* Exercise objective *
Scan the entries below and report only how many lines contain "that".

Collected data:
□ □ □ □ □ □ □
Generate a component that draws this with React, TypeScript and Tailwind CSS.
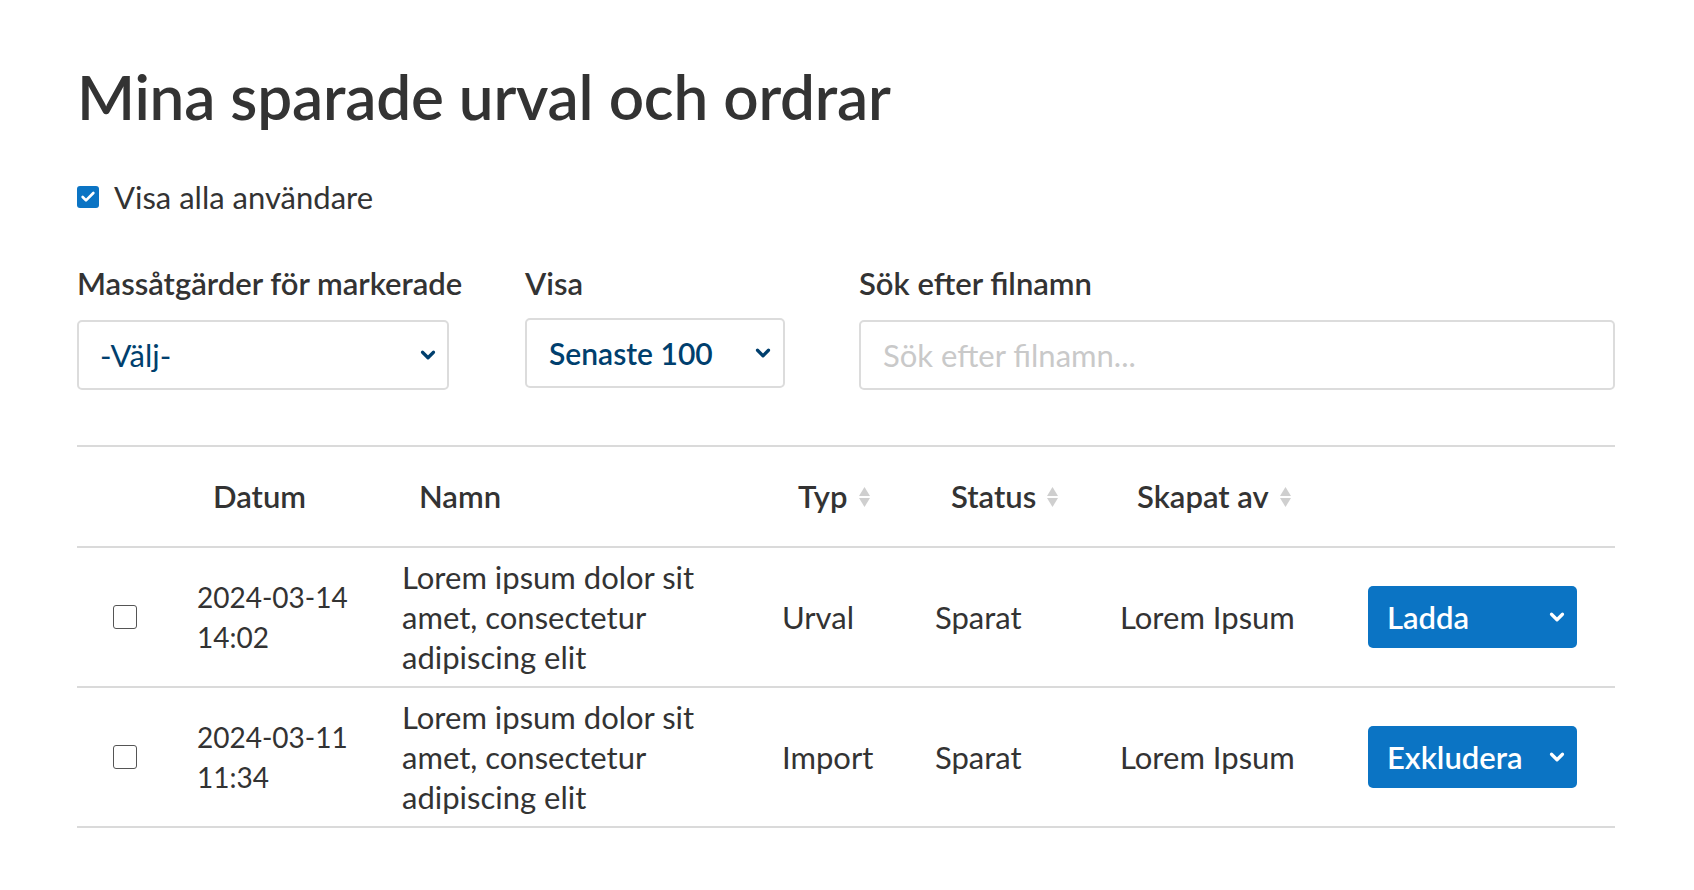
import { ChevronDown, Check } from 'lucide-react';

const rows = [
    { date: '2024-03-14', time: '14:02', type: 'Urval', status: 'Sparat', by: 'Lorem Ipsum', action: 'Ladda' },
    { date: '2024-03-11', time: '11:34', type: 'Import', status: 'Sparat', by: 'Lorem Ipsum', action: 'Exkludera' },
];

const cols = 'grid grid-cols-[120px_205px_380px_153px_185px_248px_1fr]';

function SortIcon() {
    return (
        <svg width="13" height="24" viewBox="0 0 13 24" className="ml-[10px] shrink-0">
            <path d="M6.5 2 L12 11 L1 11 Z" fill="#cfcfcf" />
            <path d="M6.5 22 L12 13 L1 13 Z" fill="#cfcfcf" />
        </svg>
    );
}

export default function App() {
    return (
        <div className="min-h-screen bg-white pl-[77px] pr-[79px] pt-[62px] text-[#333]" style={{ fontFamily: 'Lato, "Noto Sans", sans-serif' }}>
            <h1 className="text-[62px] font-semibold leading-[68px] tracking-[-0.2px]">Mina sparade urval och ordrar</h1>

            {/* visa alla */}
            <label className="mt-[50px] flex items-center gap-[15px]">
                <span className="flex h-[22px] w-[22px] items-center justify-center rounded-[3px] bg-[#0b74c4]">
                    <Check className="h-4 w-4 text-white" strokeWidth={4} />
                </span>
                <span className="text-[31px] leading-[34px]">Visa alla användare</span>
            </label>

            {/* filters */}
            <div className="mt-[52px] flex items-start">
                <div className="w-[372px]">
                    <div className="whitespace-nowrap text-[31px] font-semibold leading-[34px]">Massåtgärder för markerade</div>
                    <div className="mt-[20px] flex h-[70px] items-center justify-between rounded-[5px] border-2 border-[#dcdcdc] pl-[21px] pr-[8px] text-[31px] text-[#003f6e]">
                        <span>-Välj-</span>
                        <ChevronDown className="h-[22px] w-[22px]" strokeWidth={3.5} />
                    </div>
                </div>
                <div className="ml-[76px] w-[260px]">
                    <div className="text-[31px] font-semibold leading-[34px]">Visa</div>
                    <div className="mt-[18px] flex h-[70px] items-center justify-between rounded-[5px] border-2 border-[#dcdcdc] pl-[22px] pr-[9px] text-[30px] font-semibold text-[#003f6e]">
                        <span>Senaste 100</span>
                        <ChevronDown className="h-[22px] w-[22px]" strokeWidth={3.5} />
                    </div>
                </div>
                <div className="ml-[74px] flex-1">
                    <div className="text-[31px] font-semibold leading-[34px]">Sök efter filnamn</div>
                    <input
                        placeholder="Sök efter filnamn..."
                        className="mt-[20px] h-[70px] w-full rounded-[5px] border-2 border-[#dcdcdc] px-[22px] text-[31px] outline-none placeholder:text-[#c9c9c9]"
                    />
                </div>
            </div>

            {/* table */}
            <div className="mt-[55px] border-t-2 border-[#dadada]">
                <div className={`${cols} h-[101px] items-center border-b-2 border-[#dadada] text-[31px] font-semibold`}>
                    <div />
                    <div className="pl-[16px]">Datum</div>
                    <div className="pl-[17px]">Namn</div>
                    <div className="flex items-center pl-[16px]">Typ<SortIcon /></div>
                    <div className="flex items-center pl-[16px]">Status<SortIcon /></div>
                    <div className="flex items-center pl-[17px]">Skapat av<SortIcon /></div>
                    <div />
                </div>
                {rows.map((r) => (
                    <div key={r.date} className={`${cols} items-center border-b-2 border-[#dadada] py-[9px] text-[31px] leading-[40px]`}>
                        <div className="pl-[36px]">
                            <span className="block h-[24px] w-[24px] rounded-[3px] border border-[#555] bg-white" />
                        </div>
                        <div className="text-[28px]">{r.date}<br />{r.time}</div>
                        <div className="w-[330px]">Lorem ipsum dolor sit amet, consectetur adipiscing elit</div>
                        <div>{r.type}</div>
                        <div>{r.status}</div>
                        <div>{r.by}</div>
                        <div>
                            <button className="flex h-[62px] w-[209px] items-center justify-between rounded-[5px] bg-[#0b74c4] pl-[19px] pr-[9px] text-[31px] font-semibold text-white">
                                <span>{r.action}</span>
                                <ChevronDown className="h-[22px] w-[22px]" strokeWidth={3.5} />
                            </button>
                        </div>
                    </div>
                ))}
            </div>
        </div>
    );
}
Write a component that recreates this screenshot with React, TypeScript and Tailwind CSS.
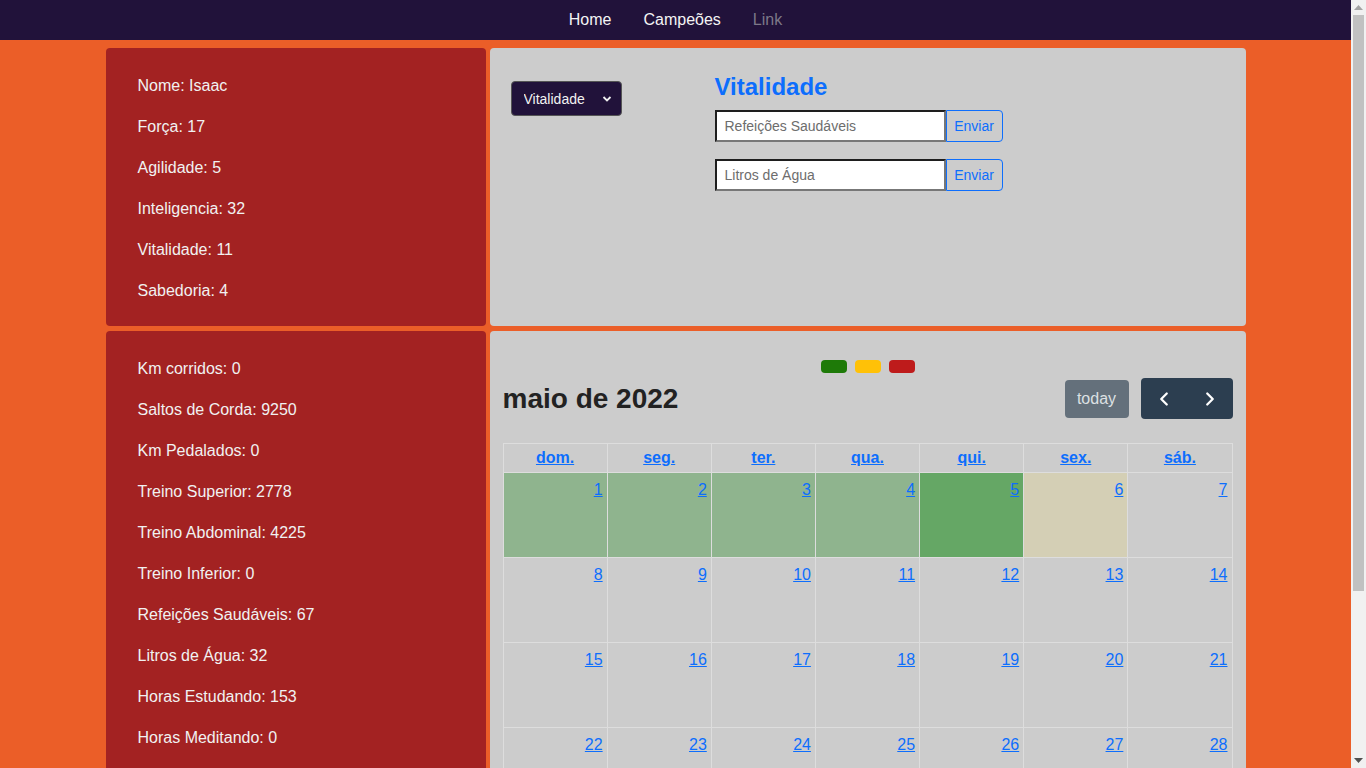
□ □ □ □ □ □ □
* Solved problem *
2